==== INPUT FOR THIS TASK ====
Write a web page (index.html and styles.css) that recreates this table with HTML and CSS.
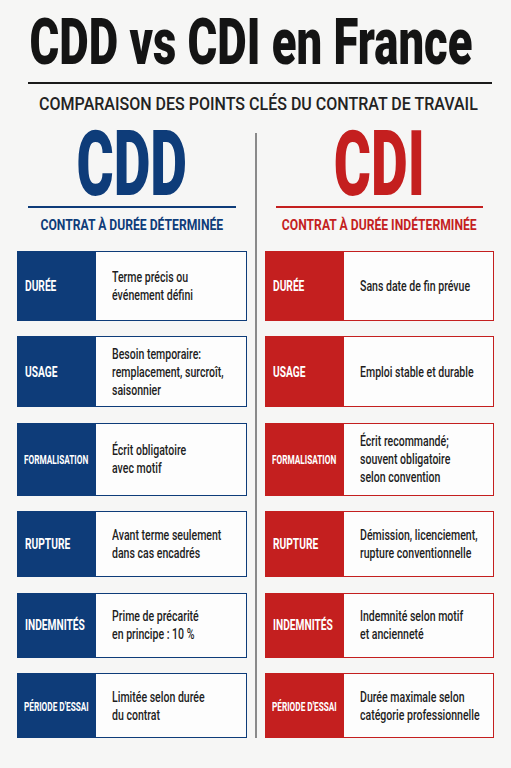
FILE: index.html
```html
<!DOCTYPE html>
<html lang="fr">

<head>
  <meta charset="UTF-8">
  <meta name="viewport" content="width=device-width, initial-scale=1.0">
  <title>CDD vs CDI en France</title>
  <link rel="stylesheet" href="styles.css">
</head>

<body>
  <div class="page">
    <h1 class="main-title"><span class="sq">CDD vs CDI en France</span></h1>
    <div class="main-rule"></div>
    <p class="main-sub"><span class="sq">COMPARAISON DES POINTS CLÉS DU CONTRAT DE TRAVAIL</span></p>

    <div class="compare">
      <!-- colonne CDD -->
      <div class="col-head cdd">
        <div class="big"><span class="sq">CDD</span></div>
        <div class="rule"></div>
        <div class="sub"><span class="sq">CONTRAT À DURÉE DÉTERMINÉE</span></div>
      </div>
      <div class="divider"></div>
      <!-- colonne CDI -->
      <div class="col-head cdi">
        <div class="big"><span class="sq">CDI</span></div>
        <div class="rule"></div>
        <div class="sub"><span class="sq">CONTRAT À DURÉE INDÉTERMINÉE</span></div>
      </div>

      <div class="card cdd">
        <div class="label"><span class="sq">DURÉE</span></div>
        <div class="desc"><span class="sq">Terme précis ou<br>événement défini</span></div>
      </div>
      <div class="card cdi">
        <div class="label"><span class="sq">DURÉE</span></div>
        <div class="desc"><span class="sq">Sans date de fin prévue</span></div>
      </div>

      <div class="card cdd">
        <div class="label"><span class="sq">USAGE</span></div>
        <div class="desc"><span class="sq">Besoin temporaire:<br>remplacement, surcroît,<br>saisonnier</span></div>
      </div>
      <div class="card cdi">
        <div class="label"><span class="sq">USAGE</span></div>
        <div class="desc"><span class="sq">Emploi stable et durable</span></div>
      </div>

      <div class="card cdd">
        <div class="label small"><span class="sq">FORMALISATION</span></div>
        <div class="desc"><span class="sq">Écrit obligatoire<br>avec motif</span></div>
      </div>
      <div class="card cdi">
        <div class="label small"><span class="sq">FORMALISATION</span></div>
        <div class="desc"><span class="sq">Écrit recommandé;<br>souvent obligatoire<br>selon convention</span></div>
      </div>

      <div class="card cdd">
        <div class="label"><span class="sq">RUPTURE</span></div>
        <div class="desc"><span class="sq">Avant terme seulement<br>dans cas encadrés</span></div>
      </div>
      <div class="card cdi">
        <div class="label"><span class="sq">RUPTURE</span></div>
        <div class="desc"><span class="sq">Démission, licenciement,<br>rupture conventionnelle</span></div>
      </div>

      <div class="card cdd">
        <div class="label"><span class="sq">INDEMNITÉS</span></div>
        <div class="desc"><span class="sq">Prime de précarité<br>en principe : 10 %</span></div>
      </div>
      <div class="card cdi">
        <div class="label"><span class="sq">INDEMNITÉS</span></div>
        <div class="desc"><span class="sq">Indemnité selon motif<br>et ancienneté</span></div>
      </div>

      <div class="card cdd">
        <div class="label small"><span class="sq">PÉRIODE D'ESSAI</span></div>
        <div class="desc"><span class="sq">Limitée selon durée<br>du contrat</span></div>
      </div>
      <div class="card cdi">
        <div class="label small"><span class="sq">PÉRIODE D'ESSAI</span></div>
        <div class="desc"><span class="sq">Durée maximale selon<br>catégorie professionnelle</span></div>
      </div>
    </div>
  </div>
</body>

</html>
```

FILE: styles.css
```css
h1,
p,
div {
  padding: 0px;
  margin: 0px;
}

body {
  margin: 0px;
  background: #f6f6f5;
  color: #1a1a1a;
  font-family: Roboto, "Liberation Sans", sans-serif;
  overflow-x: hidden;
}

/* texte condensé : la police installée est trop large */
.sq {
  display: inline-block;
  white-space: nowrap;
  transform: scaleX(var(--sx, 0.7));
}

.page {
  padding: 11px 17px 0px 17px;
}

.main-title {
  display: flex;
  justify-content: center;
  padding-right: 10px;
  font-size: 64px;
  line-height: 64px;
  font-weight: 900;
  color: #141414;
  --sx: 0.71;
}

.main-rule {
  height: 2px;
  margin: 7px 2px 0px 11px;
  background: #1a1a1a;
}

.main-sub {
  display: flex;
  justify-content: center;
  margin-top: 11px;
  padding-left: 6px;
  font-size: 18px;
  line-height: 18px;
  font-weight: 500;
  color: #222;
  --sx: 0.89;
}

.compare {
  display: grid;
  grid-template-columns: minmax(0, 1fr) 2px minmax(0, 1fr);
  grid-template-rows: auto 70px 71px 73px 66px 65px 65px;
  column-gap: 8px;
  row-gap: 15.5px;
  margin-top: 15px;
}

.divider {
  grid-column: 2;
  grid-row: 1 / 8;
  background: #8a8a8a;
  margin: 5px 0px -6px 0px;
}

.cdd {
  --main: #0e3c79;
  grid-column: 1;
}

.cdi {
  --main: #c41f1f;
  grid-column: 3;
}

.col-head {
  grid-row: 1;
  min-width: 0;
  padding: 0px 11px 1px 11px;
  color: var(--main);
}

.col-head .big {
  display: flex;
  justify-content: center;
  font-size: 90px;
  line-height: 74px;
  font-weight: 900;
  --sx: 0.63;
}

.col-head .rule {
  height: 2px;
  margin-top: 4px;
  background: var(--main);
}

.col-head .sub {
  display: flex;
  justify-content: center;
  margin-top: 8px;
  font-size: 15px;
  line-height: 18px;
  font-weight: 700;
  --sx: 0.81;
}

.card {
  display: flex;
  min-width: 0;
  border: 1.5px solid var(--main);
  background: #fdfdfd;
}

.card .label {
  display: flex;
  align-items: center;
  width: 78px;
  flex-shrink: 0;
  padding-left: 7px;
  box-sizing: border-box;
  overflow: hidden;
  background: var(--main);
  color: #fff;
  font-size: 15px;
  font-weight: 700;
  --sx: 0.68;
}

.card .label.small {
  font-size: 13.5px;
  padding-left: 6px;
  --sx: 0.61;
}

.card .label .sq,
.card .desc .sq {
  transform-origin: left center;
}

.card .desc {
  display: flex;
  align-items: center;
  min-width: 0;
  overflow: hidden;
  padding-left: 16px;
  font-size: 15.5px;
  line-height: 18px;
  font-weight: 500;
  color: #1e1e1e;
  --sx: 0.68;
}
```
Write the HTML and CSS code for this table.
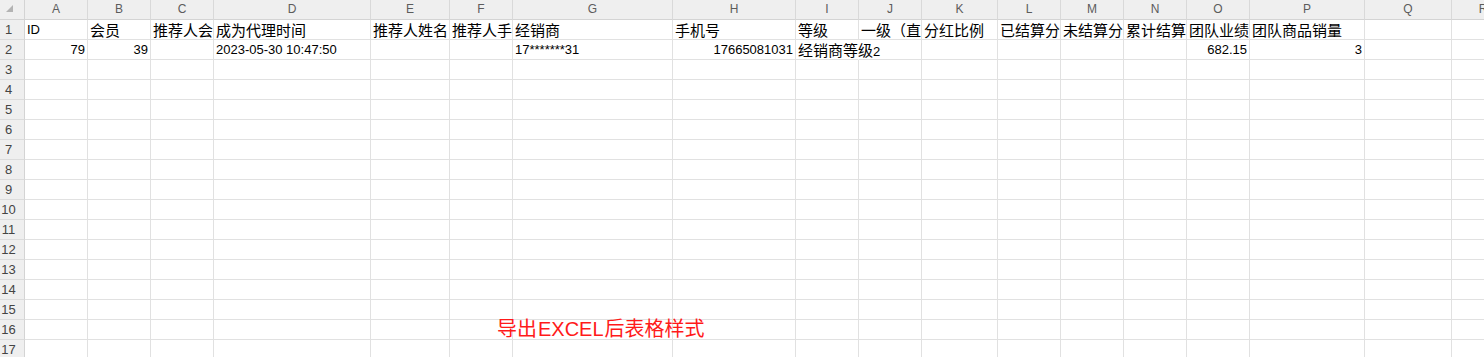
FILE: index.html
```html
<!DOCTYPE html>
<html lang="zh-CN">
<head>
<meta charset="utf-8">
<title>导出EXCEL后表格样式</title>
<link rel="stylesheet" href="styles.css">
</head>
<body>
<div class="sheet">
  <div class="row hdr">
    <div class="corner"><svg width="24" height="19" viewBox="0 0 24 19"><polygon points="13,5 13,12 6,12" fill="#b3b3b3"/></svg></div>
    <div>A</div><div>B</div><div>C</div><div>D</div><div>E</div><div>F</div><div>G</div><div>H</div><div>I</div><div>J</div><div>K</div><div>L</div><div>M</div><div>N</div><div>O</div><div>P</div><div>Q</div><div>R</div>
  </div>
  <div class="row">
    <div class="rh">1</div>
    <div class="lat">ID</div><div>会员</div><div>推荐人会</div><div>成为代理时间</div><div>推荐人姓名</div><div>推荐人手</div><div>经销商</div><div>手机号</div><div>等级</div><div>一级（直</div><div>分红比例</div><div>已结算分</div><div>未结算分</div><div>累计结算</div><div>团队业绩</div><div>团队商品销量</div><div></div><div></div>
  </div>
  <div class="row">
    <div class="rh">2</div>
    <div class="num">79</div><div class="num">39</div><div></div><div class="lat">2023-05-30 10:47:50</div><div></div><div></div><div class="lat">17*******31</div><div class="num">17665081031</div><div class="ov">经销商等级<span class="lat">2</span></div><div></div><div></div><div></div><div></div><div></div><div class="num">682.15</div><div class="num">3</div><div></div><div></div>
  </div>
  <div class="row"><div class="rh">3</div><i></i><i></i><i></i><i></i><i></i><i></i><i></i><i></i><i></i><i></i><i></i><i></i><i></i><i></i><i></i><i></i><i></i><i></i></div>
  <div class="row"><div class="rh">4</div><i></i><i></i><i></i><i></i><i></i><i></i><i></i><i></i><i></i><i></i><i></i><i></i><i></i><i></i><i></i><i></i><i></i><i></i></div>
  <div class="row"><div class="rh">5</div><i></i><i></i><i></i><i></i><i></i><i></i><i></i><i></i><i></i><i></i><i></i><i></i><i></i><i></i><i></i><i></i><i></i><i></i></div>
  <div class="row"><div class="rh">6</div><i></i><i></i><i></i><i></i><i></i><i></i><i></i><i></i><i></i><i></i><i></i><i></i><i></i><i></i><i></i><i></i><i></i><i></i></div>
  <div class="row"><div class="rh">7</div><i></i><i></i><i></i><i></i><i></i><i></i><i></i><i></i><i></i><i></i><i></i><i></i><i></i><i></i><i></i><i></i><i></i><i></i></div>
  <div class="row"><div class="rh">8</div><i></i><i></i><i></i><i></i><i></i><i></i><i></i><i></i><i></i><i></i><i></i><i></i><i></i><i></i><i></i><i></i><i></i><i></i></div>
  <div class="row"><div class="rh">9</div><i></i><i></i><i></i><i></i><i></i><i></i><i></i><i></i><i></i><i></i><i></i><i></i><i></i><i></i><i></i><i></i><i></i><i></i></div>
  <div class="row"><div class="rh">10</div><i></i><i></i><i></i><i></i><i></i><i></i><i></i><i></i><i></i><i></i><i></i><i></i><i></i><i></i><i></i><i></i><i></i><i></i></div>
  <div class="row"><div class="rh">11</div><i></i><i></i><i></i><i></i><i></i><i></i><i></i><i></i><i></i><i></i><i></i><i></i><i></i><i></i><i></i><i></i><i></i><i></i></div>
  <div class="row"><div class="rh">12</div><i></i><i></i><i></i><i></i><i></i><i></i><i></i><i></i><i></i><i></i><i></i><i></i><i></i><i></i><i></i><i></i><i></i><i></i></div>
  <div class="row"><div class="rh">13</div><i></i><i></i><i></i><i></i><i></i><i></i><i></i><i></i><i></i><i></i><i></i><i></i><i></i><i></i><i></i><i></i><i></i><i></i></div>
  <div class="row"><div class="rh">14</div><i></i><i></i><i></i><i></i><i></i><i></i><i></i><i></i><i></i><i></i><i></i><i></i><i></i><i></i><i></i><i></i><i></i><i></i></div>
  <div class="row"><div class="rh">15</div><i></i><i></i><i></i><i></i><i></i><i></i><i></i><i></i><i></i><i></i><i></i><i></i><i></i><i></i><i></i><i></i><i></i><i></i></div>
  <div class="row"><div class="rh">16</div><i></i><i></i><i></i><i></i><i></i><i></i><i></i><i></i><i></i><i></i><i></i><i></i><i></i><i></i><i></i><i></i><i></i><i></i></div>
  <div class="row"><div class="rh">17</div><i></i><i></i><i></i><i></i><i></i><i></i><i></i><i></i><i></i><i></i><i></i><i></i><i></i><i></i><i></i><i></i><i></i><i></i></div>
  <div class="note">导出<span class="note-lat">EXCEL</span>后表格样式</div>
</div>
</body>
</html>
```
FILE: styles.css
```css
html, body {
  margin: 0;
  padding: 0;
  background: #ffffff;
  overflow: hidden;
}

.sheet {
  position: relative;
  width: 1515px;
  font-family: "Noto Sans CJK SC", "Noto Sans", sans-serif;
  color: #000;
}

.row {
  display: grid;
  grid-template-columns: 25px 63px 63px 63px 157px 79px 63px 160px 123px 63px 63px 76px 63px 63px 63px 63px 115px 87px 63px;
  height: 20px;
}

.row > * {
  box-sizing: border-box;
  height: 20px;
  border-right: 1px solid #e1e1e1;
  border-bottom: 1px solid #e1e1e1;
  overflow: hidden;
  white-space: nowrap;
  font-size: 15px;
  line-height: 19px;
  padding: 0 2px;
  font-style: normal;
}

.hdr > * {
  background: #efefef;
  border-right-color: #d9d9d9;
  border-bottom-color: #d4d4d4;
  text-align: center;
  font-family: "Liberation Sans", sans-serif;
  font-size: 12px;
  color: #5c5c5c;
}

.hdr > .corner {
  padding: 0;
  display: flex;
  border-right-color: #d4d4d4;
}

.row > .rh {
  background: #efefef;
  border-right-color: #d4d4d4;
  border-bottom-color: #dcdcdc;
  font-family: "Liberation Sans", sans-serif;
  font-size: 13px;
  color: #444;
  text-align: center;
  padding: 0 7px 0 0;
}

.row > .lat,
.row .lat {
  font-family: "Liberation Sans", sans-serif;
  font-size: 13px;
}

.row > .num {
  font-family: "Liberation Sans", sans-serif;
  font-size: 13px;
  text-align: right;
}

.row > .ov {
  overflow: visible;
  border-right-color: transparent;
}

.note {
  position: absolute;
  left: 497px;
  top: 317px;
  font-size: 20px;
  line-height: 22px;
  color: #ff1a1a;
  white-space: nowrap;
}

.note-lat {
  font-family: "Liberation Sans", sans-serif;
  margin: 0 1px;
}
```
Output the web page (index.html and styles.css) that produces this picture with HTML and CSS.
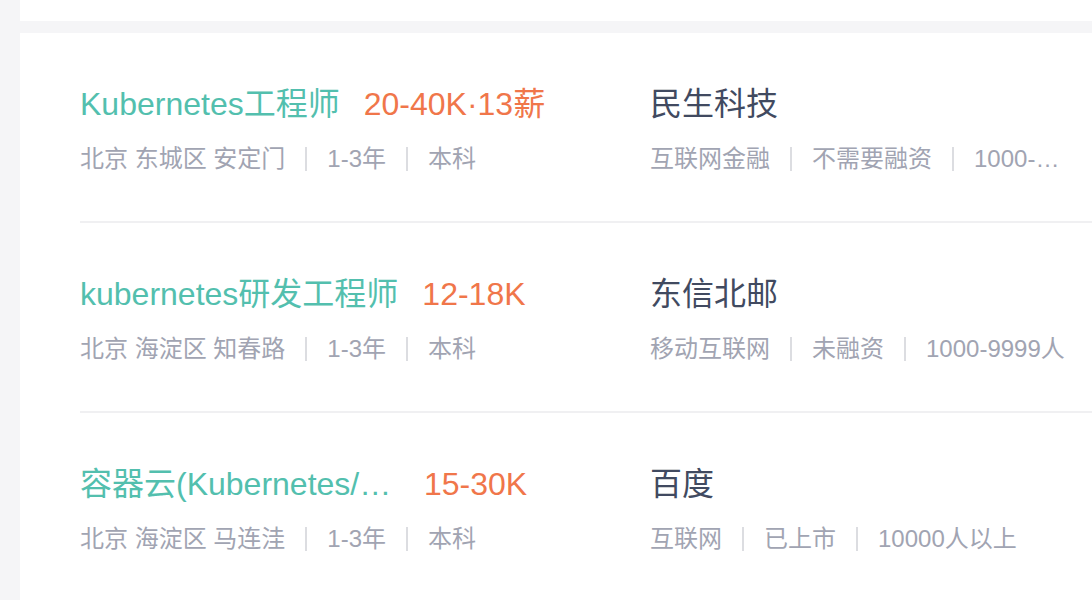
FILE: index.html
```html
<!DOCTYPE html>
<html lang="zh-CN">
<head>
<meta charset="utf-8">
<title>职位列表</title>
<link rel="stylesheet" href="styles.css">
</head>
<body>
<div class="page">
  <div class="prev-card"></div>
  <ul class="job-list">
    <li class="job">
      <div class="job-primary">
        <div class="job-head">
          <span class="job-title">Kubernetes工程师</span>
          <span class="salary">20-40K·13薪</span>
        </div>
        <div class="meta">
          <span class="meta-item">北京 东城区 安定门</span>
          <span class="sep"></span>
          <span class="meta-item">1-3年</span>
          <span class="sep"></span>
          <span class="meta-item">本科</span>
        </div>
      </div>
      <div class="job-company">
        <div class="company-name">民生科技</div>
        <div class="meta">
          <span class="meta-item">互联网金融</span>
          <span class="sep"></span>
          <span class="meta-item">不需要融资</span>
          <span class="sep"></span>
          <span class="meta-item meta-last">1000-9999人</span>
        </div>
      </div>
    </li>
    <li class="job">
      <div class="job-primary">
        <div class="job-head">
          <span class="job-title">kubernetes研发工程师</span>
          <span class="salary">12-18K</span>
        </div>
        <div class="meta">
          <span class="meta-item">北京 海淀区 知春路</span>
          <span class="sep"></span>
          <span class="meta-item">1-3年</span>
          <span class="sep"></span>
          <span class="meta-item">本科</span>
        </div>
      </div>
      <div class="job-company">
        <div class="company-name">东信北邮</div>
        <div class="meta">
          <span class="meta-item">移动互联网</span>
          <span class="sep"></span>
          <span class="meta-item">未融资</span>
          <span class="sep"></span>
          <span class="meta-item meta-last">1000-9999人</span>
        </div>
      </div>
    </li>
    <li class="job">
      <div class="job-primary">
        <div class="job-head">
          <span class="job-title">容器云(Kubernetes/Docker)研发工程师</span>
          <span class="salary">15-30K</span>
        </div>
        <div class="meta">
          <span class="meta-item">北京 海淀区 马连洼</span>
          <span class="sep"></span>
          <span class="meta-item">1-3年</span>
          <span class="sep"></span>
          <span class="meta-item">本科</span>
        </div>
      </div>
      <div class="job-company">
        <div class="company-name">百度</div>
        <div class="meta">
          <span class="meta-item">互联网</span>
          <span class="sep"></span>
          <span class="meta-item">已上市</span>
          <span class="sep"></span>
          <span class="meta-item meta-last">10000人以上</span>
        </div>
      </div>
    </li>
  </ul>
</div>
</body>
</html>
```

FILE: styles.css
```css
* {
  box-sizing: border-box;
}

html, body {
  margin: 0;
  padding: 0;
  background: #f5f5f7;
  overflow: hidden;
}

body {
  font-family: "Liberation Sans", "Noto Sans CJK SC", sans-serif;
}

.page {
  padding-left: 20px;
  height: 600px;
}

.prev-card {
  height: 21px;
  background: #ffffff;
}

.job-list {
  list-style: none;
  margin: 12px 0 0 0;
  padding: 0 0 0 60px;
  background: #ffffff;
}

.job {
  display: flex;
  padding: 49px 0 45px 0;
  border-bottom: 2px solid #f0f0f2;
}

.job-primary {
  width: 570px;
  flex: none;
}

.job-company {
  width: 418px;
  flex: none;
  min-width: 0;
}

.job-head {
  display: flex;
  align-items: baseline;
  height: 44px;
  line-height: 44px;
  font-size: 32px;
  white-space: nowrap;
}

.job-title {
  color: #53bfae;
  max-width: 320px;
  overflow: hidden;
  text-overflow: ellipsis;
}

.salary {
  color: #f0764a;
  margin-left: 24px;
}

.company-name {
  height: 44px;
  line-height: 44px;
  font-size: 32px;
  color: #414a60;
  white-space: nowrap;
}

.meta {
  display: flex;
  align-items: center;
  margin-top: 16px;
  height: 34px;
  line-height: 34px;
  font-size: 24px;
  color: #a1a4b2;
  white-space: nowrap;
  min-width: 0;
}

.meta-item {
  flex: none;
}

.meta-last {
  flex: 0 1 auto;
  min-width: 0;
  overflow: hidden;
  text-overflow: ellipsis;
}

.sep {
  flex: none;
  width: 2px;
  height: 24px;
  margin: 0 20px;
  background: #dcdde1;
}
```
====
- _GIVEN REQUEST_: From the listing above, collect each line in which the string "that" appears.

- _RESPONSE TO THE TASK_:
Write a web page (index.html and styles.css) that recreates this table with HTML and CSS.
Output the web page (index.html and styles.css) that produces this picture with HTML and CSS.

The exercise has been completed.